[START OF STORED DATA]

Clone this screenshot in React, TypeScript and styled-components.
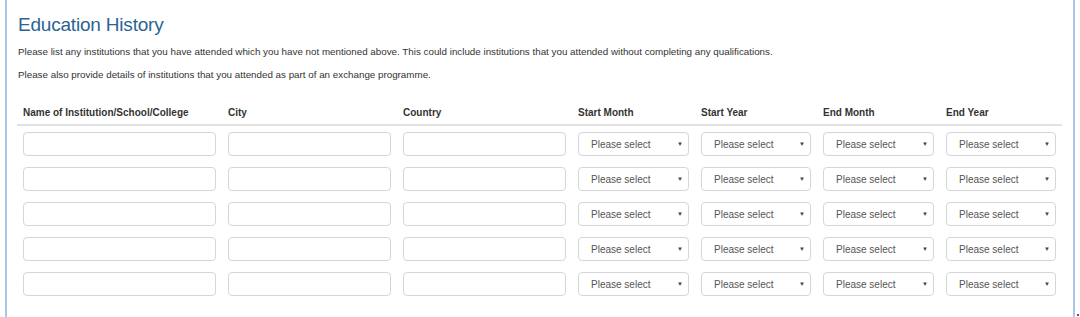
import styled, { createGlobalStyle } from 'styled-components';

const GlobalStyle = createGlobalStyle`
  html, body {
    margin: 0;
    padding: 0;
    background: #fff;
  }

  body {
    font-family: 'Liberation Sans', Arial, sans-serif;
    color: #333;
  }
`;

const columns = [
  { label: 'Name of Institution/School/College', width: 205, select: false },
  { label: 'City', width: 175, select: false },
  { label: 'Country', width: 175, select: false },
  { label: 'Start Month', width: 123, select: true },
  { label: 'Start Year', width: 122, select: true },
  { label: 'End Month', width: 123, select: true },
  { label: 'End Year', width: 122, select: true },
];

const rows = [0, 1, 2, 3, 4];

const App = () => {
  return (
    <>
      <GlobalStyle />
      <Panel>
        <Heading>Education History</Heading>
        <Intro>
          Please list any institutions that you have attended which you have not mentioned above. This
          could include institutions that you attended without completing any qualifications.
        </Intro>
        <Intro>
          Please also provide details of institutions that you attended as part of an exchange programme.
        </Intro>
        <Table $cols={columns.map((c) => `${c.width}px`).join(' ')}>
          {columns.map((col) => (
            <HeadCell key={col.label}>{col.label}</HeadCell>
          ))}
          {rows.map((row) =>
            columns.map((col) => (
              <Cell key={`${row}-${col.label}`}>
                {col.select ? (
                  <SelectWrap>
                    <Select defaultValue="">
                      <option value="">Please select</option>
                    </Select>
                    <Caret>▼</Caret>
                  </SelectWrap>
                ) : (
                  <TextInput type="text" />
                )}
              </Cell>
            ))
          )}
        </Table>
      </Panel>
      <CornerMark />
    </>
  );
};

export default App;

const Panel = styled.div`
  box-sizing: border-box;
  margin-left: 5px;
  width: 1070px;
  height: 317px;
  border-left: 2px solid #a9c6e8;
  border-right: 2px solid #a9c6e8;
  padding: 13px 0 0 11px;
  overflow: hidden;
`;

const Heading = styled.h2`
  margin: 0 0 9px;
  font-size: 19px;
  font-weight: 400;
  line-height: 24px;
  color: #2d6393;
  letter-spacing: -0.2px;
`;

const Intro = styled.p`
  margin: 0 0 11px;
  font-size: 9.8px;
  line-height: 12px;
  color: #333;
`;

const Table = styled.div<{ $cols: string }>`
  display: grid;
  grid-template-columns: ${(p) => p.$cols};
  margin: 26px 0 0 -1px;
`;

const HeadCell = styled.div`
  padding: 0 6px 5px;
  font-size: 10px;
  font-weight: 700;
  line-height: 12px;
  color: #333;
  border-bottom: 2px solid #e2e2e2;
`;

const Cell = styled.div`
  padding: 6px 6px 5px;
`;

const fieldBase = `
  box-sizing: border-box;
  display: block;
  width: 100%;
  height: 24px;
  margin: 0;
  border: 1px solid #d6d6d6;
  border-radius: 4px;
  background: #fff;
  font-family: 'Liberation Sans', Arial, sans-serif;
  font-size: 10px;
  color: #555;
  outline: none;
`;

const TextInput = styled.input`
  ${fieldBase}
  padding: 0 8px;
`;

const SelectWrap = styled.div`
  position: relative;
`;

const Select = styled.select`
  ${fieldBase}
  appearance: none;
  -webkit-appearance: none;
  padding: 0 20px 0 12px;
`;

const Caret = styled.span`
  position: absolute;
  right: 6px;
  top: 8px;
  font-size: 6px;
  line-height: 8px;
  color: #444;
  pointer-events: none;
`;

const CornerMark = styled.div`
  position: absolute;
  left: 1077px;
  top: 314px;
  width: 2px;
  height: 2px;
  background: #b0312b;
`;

[END OF STORED DATA]

= WORK REQUIRED =
Set down the complete material exactly, but do not include the images.

= SOLUTION =
Clone this screenshot in React, TypeScript and styled-components.
import styled, { createGlobalStyle } from 'styled-components';

const GlobalStyle = createGlobalStyle`
  html, body {
    margin: 0;
    padding: 0;
    background: #fff;
  }

  body {
    font-family: 'Liberation Sans', Arial, sans-serif;
    color: #333;
  }
`;

const columns = [
  { label: 'Name of Institution/School/College', width: 205, select: false },
  { label: 'City', width: 175, select: false },
  { label: 'Country', width: 175, select: false },
  { label: 'Start Month', width: 123, select: true },
  { label: 'Start Year', width: 122, select: true },
  { label: 'End Month', width: 123, select: true },
  { label: 'End Year', width: 122, select: true },
];

const rows = [0, 1, 2, 3, 4];

const App = () => {
  return (
    <>
      <GlobalStyle />
      <Panel>
        <Heading>Education History</Heading>
        <Intro>
          Please list any institutions that you have attended which you have not mentioned above. This
          could include institutions that you attended without completing any qualifications.
        </Intro>
        <Intro>
          Please also provide details of institutions that you attended as part of an exchange programme.
        </Intro>
        <Table $cols={columns.map((c) => `${c.width}px`).join(' ')}>
          {columns.map((col) => (
            <HeadCell key={col.label}>{col.label}</HeadCell>
          ))}
          {rows.map((row) =>
            columns.map((col) => (
              <Cell key={`${row}-${col.label}`}>
                {col.select ? (
                  <SelectWrap>
                    <Select defaultValue="">
                      <option value="">Please select</option>
                    </Select>
                    <Caret>▼</Caret>
                  </SelectWrap>
                ) : (
                  <TextInput type="text" />
                )}
              </Cell>
            ))
          )}
        </Table>
      </Panel>
      <CornerMark />
    </>
  );
};

export default App;

const Panel = styled.div`
  box-sizing: border-box;
  margin-left: 5px;
  width: 1070px;
  height: 317px;
  border-left: 2px solid #a9c6e8;
  border-right: 2px solid #a9c6e8;
  padding: 13px 0 0 11px;
  overflow: hidden;
`;

const Heading = styled.h2`
  margin: 0 0 9px;
  font-size: 19px;
  font-weight: 400;
  line-height: 24px;
  color: #2d6393;
  letter-spacing: -0.2px;
`;

const Intro = styled.p`
  margin: 0 0 11px;
  font-size: 9.8px;
  line-height: 12px;
  color: #333;
`;

const Table = styled.div<{ $cols: string }>`
  display: grid;
  grid-template-columns: ${(p) => p.$cols};
  margin: 26px 0 0 -1px;
`;

const HeadCell = styled.div`
  padding: 0 6px 5px;
  font-size: 10px;
  font-weight: 700;
  line-height: 12px;
  color: #333;
  border-bottom: 2px solid #e2e2e2;
`;

const Cell = styled.div`
  padding: 6px 6px 5px;
`;

const fieldBase = `
  box-sizing: border-box;
  display: block;
  width: 100%;
  height: 24px;
  margin: 0;
  border: 1px solid #d6d6d6;
  border-radius: 4px;
  background: #fff;
  font-family: 'Liberation Sans', Arial, sans-serif;
  font-size: 10px;
  color: #555;
  outline: none;
`;

const TextInput = styled.input`
  ${fieldBase}
  padding: 0 8px;
`;

const SelectWrap = styled.div`
  position: relative;
`;

const Select = styled.select`
  ${fieldBase}
  appearance: none;
  -webkit-appearance: none;
  padding: 0 20px 0 12px;
`;

const Caret = styled.span`
  position: absolute;
  right: 6px;
  top: 8px;
  font-size: 6px;
  line-height: 8px;
  color: #444;
  pointer-events: none;
`;

const CornerMark = styled.div`
  position: absolute;
  left: 1077px;
  top: 314px;
  width: 2px;
  height: 2px;
  background: #b0312b;
`;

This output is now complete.